Our Guide to Preserving Fruits in the Late Summer and Early Autumn

Our Guide to Preserving Fruits in the Late Summer and Early Autumn
7 September 2023 Hampshire Cheese Co

The summer may nearly be over but there is still an abundance of fruit in season and, as any keen gardener will know, there’s usually a lot of excess to use up after harvesting. During September you may find yourself with lots of apples, pears, figs or plums and, as we move into October, maybe quinces as well.

Whether pickling, fermenting or making jams and chutneys, preserving is a lovely way to use up a glut of fruit which you can enjoy later in the year. Most recipes require minimal prep and although they may take a while to cook you don’t usually need to spend the entire time stirring a pot on the stove. Preserved fruit makes a wonderful accompaniment to cheese and can be used on your autumn cheeseboards alongside a variety of different cheeses. They also make lovely handmade gifts!


Fermentation has grown in popularity over the last couple of years with things like kefir, kimchi and sauerkraut popping up everywhere, from restaurant menus to supermarket shelves. Not only do fermented fruits and vegetables make a great accompaniment for cheeseboards, but they are also brilliant for your gut health and microbiome.

There are many different recipes online that you can use to create fermented fruits or vegetables that would be a great accompaniment to your cheeseboard. Alternatively, if you don’t fancy trying the art of fermentation at home you can get lots of different fermented products in supermarkets or delis. We love the Edinburgh Fermentarium who hand ferment their vegetables naturally in small batches to create a selection of delicious condiments that make the perfect accompaniment to your meals and cheeseboards. Their products are available in delis throughout Scotland and to buy online throughout the UK. We think the Braw Slaw pairs perfectly with our cheeses.


Perhaps slightly less fashionable nowadays compared to fermenting and pickling, the humble chutney will elevate any cheeseboard. Traditionally made with apples and pears as a base, they are a great way to use up fruit. If you are lucky enough to have a fruit tree in your garden you will likely have lots of these fruits in the late summer and early autumn.

Chutneys aren’t difficult to make but the golden rule is, let the chutney mellow in flavour for at least three months before consuming. They tend to be highly acidic (from the large volume of vinegar) but will soften in flavour as the chutney matures.
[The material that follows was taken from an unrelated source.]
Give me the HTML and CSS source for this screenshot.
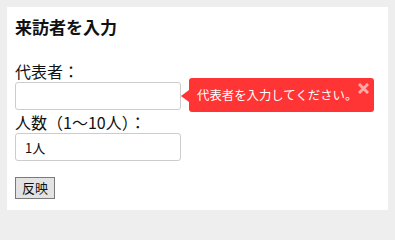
FILE: index.html
```html
<!DOCTYPE html>
<html lang="ja">
<head>
<meta charset="utf-8">
<link rel="stylesheet" href="styles.css">
</head>
<body>
<div class="panel">
  <h3 class="title">来訪者を入力</h3>
  <label class="label first">代表者：</label>
  <div class="field">
    <input class="input" type="text" value="">
    <div class="tip">
      <span class="tip-text">代表者を入力してください。</span>
      <svg class="tip-close" width="11" height="11" viewBox="0 0 11 11"><path d="M2 2 L9 9 M9 2 L2 9" stroke="currentColor" stroke-width="3" stroke-linecap="square"/></svg>
    </div>
  </div>
  <label class="label">人数（1〜10人）：</label>
  <div class="field">
    <input class="input" type="text" value="1人">
  </div>
  <button class="btn">反映</button>
</div>
</body>
</html>
```
FILE: styles.css
```css
html, body {
  margin: 0;
  padding: 0;
}
body {
  background: #eeeeee;
  padding: 7px;
  font-family: "Noto Sans CJK JP", "Noto Sans", sans-serif;
  color: #111;
}
.panel {
  background: #fff;
  width: 381px;
  box-sizing: border-box;
  padding: 10px 8px 11px;
  display: flex;
  flex-direction: column;
  align-items: flex-start;
}
.title {
  margin: 0;
  font-size: 17px;
  line-height: 20px;
  font-weight: bold;
}
.label {
  display: block;
  font-size: 16px;
  line-height: 18px;
  margin-top: 3px;
}
.label.first {
  margin-top: 25px;
}
.field {
  position: relative;
  margin-top: 2px;
}
.input {
  display: block;
  width: 166px;
  height: 28px;
  box-sizing: border-box;
  border: 1px solid #cccccc;
  border-radius: 3px;
  padding: 0 9px;
  font-family: "Noto Sans CJK JP", sans-serif;
  font-size: 13px;
  color: #111;
  outline: none;
}
.tip {
  position: absolute;
  left: 174px;
  top: -4px;
  width: 185px;
  height: 34px;
  box-sizing: border-box;
  background: #ff3434;
  border-radius: 3px;
  display: flex;
  align-items: center;
  padding-left: 8px;
}
.tip::before {
  content: "";
  position: absolute;
  left: -8px;
  top: 12px;
  border-style: solid;
  border-width: 6px 8px 6px 0;
  border-color: transparent #ff3434 transparent transparent;
}
.tip-text {
  color: #fff;
  font-size: 12.4px;
  line-height: 16px;
}
.tip-close {
  position: absolute;
  right: 5px;
  top: 5px;
  color: #ffa8a8;
}
.btn {
  margin-top: 16px;
  width: 40px;
  height: 22px;
  padding: 0;
  box-sizing: border-box;
  background: #e3e3e3;
  border: 1px solid #7a7a7a;
  border-radius: 0;
  font-family: "Noto Sans CJK JP", sans-serif;
  font-size: 13px;
  line-height: 20px;
  color: #111;
}
```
Here is our recipe for ‘Spiced Pear and Calvados Chutney’ that pairs beautifully with our cheeses. If you make it soon it will be ready in time for your Christmas cheeseboard.

Spiced Pear and Calvados Chutney

180g demerara sugar

180ml cider vinegar

90ml pear cider

30ml Calvados or regular brandy

1 star anise

1 cinnamon stick

1tbsp glace ginger

3 red onions, finely chopped

8-10 pears, peeled and chopped into 1cm cubes

Add your sugar, vinegar, cider, brandy, spices and ginger to a large pot and bring to the boil.

Meanwhile prepare your onions and fruit and add to the pan once the liquid is boiling.

Simmer on a low heat for 40 minutes and then transfer to sterilised glass jars.


Softer fruits like plums and damsons are perfect for pickling or even steeping in alcohol and they make a great accompaniment for your cheeseboard too.

This is our recipe for pickled plums, but if you have damsons to use you can swap them out for the plums in this recipe.

Pickled Plums

250ml water

50ml gin

180ml white wine vinegar

125g demerara sugar

1 star anise

1 juniper berry

1 cardamon pod

1 punnet of plums

Pop all of your ingredients, bar the plums, into a small pan and bring to a simmer. Simmer for 10 minutes to cook off the alcohol and let the flavours develop.

Meanwhile, quarter your plums, removing the stone and pop into a sterilised jar. If you are using damsons you can halve instead of quarter.

Pour the hot pickling liquor over the plums in the jar, seal with a lid and leave to cool. Store in the fridge, your pickle will be ready in 2-3 days and will last up to 6 weeks in the fridge.

A note on sterilising jars

It is really easy to sterilise jars ready for your preserves and super important. You want to ensure your jars are perfectly clean so that no unwanted bacteria can make its way into your chutneys, pickles or ferments. All you need to do it preheat your oven to 120°C and wash your jars and lids in hot soapy water. Dry thoroughly with a clean tea towel, or leave to air dry, and transfer to your hot oven for 20 minutes.